EXERCISE GOAL: Go through the lines below. Copy those with "styles".

RECORDS SUPPLIED:
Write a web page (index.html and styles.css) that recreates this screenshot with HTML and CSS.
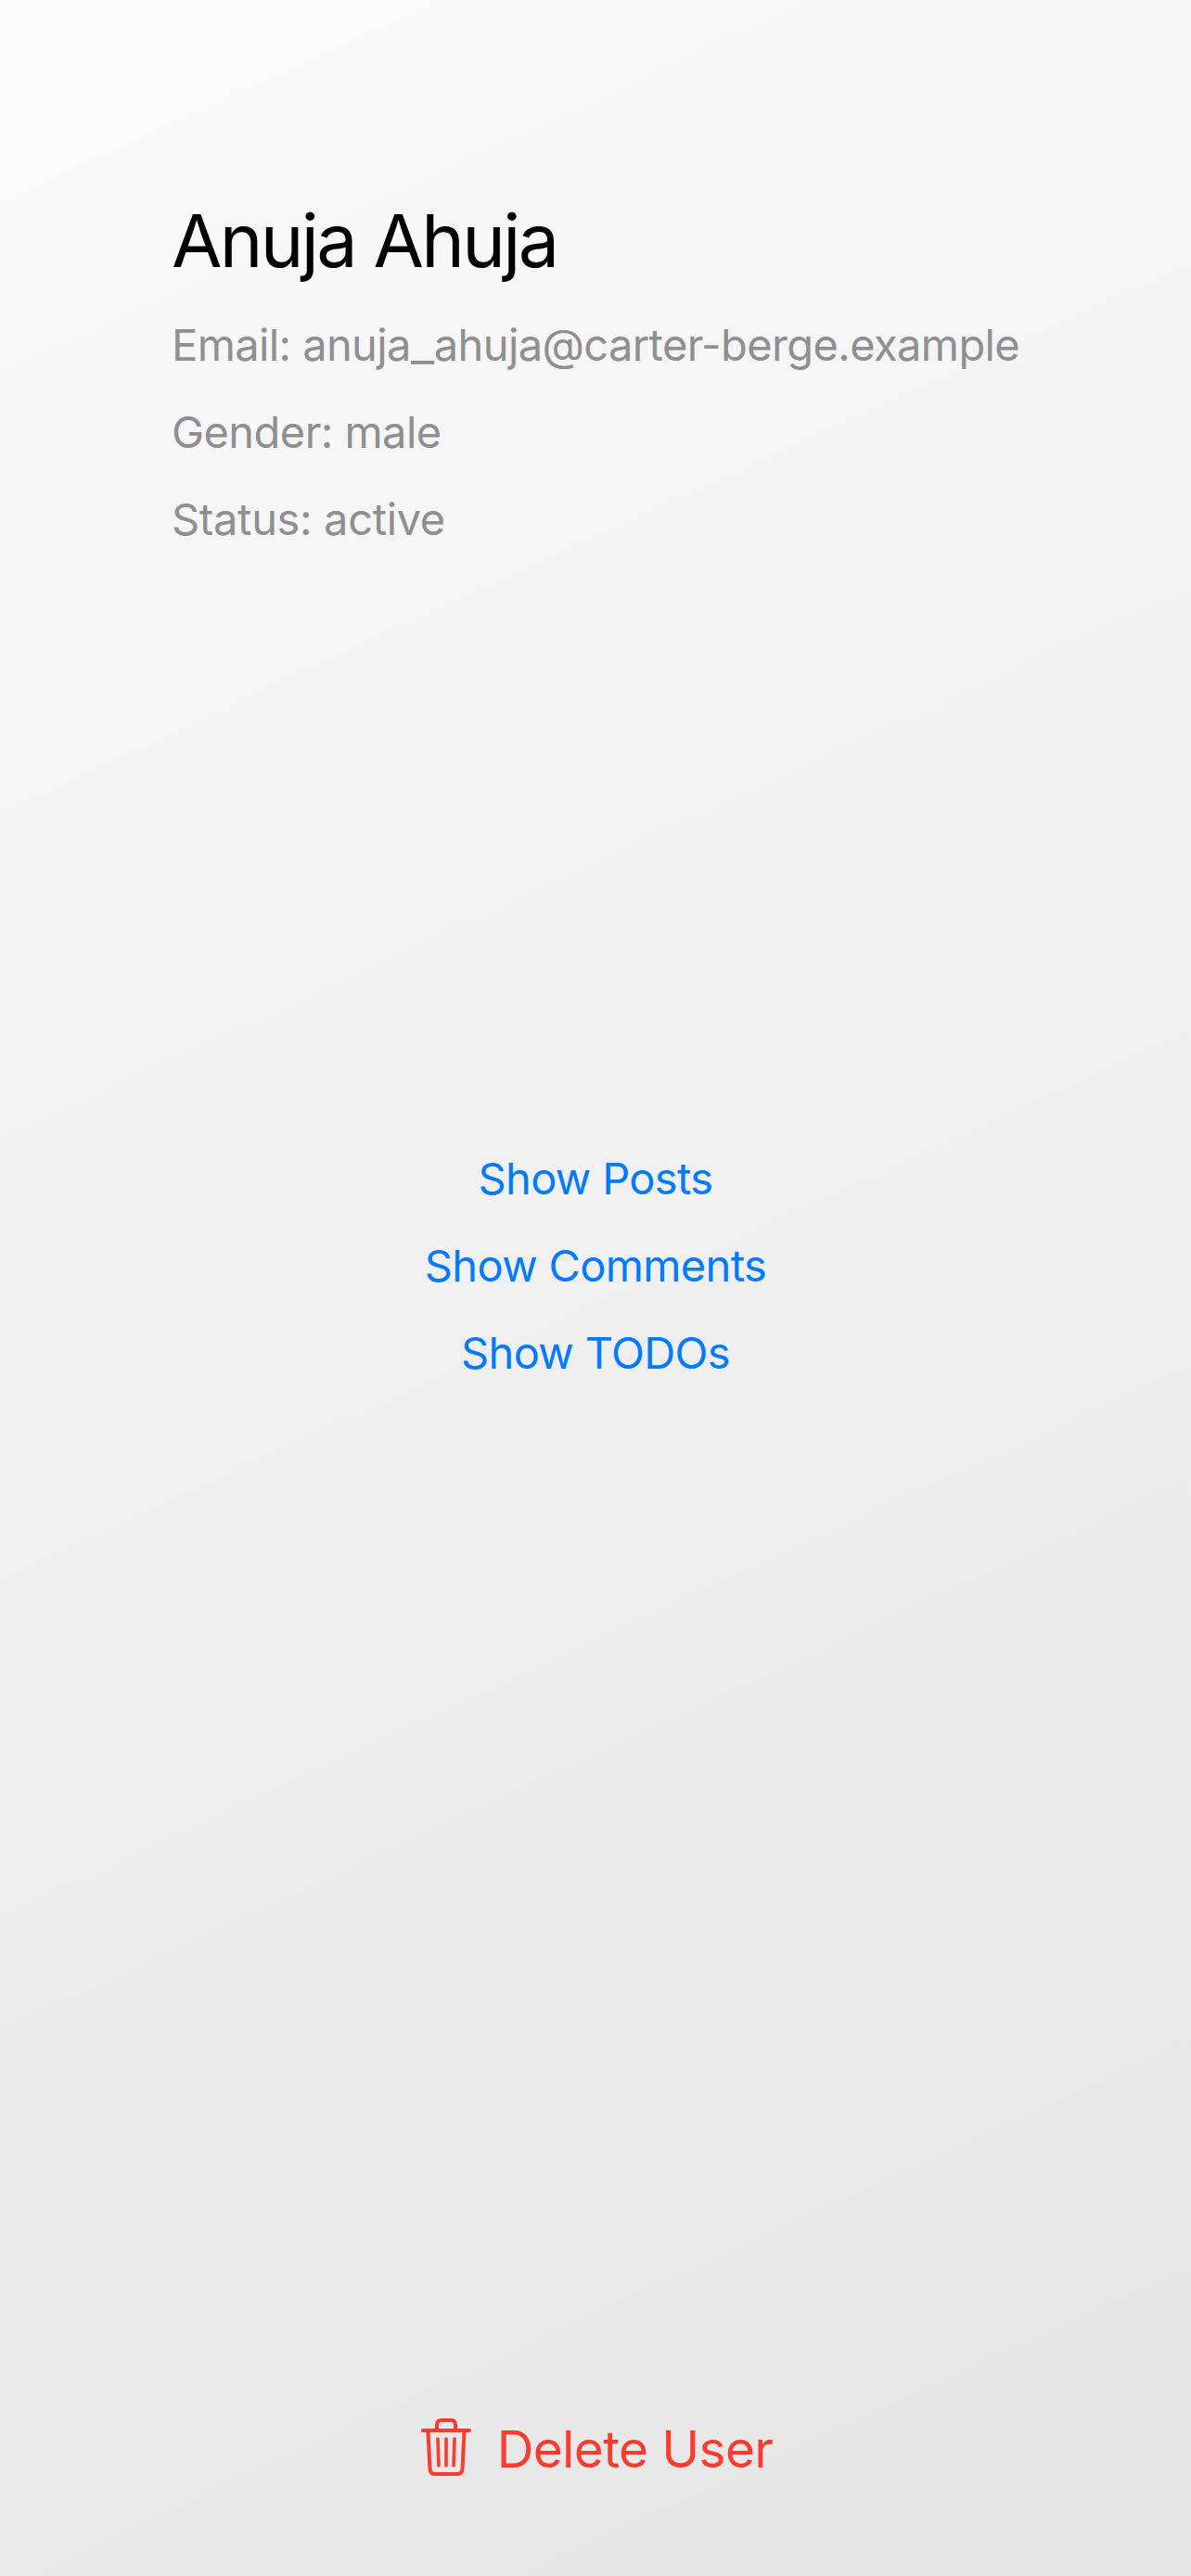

==

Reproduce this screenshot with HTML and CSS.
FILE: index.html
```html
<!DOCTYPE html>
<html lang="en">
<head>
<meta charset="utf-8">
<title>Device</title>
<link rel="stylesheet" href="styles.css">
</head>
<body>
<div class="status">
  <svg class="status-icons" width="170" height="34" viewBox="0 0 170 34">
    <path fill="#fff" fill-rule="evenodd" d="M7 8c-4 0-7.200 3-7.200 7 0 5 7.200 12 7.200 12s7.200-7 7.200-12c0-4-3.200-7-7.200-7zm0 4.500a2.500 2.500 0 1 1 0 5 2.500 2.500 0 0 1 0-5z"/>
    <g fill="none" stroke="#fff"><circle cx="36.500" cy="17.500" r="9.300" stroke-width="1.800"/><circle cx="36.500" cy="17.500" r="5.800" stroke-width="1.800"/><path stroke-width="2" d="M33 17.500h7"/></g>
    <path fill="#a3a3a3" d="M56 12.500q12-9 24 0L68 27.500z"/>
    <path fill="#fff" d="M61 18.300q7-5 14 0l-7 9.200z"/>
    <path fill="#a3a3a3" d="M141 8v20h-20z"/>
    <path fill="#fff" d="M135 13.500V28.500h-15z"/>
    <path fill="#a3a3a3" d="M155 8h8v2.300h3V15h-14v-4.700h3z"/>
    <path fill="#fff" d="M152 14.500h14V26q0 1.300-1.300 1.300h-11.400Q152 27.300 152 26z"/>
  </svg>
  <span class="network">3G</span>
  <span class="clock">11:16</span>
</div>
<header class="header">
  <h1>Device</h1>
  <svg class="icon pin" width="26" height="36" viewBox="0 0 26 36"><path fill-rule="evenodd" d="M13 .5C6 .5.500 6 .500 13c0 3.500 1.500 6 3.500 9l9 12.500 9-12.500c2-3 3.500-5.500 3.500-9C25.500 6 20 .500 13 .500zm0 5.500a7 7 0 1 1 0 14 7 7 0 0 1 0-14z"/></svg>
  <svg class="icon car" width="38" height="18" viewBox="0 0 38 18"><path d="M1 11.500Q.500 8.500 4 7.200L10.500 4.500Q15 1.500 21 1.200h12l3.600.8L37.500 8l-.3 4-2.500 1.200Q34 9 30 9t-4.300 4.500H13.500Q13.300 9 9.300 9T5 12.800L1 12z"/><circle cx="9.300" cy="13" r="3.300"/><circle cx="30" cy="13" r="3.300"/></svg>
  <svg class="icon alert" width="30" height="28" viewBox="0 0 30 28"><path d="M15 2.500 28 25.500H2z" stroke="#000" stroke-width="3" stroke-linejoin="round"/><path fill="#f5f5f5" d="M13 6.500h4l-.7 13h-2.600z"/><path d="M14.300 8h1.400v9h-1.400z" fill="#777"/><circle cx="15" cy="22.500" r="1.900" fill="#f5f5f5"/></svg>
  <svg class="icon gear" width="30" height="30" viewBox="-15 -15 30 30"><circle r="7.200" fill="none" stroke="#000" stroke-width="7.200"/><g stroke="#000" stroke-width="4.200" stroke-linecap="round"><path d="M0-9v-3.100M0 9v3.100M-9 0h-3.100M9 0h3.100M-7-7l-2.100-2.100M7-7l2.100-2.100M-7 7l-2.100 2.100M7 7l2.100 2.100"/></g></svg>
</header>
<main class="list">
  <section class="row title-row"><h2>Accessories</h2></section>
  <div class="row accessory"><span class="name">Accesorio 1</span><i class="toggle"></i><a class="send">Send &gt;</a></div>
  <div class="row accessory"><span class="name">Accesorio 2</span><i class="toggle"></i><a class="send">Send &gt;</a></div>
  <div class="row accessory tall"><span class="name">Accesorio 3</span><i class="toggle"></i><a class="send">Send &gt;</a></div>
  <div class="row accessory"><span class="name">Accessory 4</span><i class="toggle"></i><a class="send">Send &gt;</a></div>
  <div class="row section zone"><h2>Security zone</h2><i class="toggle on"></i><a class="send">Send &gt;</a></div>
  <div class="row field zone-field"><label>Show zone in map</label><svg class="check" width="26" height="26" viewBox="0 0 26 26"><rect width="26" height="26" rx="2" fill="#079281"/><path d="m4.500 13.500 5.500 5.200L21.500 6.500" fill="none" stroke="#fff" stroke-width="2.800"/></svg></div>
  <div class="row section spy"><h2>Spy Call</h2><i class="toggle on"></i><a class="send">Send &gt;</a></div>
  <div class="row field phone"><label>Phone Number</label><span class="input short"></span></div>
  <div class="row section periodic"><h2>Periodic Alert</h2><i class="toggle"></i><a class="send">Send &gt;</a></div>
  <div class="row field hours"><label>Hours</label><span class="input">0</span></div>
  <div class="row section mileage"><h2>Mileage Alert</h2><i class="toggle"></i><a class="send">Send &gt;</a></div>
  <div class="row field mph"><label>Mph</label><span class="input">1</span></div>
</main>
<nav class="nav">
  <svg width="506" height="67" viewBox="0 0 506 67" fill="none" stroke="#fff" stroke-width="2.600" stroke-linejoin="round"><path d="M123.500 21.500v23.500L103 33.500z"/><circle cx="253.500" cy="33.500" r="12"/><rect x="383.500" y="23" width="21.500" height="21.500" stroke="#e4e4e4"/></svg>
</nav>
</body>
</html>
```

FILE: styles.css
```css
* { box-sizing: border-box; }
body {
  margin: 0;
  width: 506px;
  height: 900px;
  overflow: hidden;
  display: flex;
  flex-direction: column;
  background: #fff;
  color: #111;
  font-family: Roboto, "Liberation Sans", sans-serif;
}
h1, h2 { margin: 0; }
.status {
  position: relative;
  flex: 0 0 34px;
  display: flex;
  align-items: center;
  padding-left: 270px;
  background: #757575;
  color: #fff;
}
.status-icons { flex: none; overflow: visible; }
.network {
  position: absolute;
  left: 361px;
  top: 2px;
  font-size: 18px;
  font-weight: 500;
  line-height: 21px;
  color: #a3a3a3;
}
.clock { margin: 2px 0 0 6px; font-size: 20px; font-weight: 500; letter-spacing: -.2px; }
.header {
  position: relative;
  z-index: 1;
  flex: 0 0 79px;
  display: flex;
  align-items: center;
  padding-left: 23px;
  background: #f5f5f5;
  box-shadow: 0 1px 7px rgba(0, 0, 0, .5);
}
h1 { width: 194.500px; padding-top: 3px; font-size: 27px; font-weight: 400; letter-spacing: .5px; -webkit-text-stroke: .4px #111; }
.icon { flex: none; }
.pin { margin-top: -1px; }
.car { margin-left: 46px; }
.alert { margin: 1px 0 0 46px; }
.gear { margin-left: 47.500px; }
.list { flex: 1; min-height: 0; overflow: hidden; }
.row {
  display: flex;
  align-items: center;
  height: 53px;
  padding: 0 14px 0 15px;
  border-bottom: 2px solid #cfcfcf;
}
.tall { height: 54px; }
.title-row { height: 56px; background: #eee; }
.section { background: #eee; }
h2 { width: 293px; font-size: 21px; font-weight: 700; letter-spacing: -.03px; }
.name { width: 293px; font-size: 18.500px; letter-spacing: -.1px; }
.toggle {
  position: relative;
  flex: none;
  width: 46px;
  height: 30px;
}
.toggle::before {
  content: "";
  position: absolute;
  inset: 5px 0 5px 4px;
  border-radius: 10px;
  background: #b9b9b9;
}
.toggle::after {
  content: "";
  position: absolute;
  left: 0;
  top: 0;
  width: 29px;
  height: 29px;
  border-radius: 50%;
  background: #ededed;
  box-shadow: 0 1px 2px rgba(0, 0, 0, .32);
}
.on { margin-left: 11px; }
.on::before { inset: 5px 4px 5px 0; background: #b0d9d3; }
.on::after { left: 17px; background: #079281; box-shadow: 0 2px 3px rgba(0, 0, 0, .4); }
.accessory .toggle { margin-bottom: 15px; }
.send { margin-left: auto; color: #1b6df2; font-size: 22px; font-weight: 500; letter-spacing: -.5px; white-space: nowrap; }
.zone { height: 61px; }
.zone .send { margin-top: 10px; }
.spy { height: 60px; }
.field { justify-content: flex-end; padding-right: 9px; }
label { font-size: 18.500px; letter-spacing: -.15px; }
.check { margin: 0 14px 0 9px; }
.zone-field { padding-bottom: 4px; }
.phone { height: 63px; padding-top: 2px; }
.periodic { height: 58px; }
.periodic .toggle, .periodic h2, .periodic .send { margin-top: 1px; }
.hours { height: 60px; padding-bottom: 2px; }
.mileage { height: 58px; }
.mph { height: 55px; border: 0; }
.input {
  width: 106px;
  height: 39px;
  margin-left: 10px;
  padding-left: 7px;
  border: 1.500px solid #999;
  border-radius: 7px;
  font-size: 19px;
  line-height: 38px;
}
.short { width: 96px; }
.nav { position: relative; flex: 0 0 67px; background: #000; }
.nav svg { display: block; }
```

EXERCISE SOLUTION:
Write a web page (index.html and styles.css) that recreates this screenshot with HTML and CSS.
<link rel="stylesheet" href="styles.css">
FILE: styles.css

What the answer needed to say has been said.